Yeah, the swords were pretty big on that one. I can see where you're coming from.
Simon Atherton: The thing is, if you had a big sword in that period, you put it on someone else's back. Your page followed you around, carrying your sword, and whenever you got into battle, you turned around and you pulled it off your page's back.
I see you're also working on John Carter of Mars, which a lot of people are looking forward to. Is there anything you can share about that production?
Simon Atherton: That was fascinating. We finished that about five months ago. That was another one that was an eye-opener, in making weapons, because we had to dream up weapons that people hadn't really seen before. We didn't go too futuristic... I mean, you'll see when the film comes out, what we did. The weapons were fun to make on that one.

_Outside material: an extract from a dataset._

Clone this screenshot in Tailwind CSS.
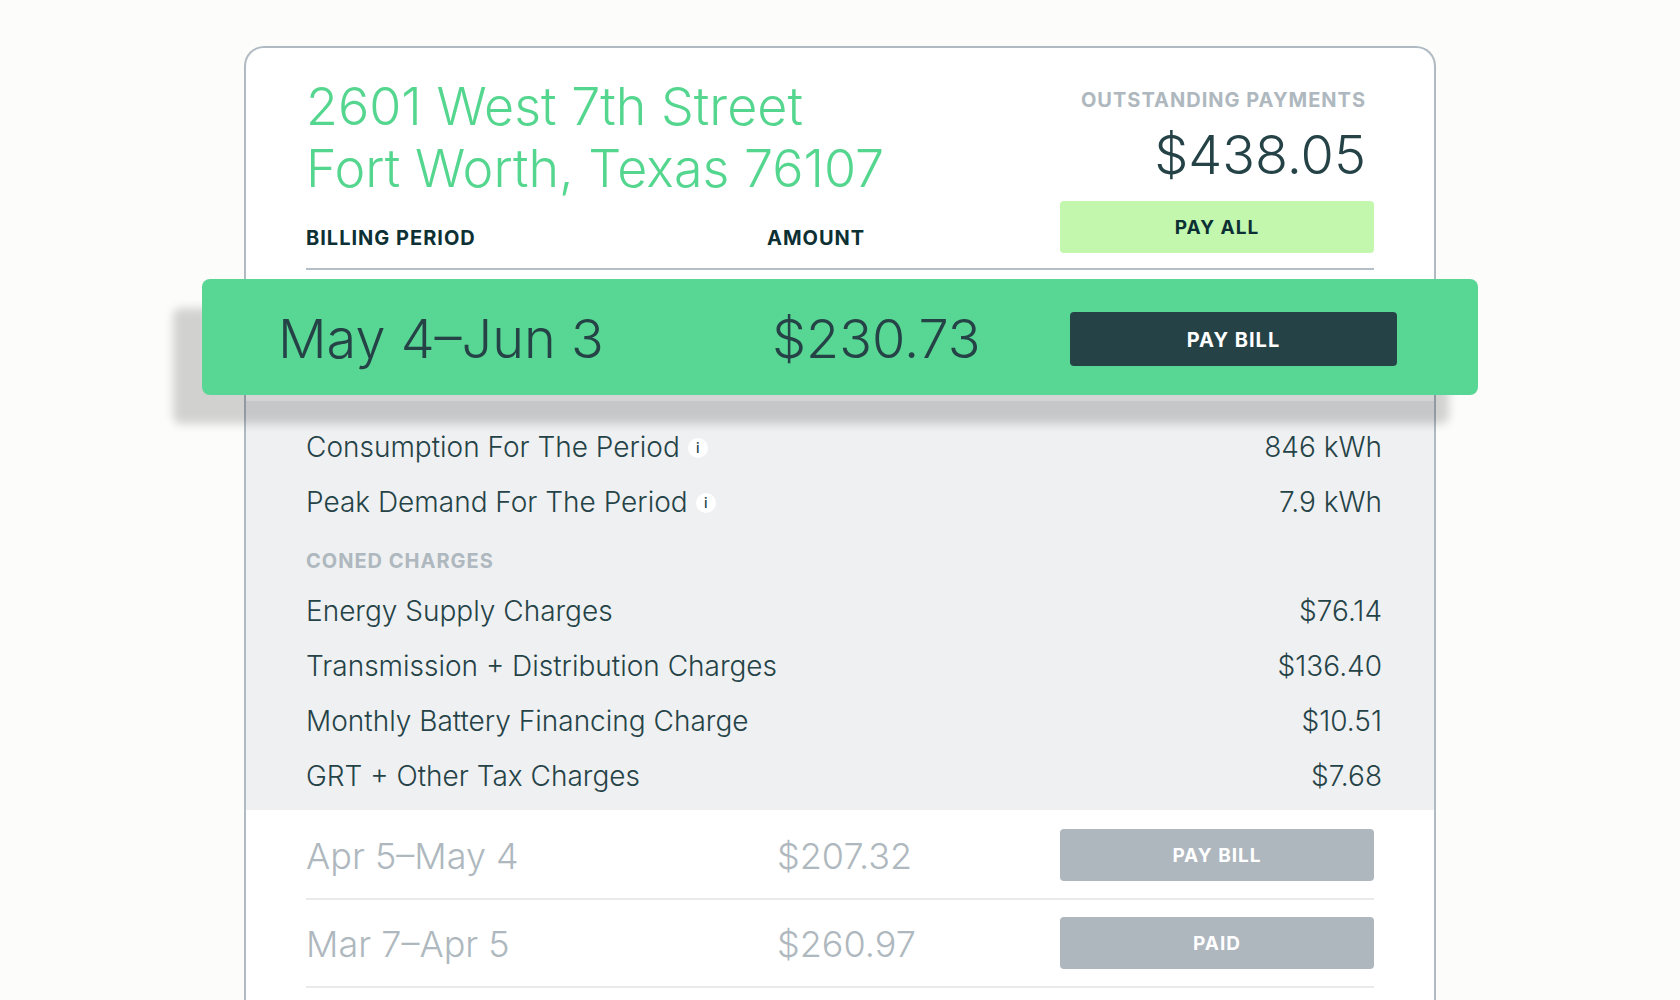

Were you going off the books a lot or was it more of your imagination?
Simon Atherton: It was a mixture. There isn't much I can say about that.
Is there anything else that you're looking to jump on board with that you can share with us?
Just to wrap up, what would you say to someone who might not have seen in theaters about why they should pick up the new DVD?
Simon Atherton: It's the first half of another film. I think it's great that it's telling a new story of Robin Hood. We haven't gone off and copied another Robin Hood story. That was a fascinating thing to do.
Well, that's about all the time I have, Simon. Thanks so much for your time and best of luck with any future projects.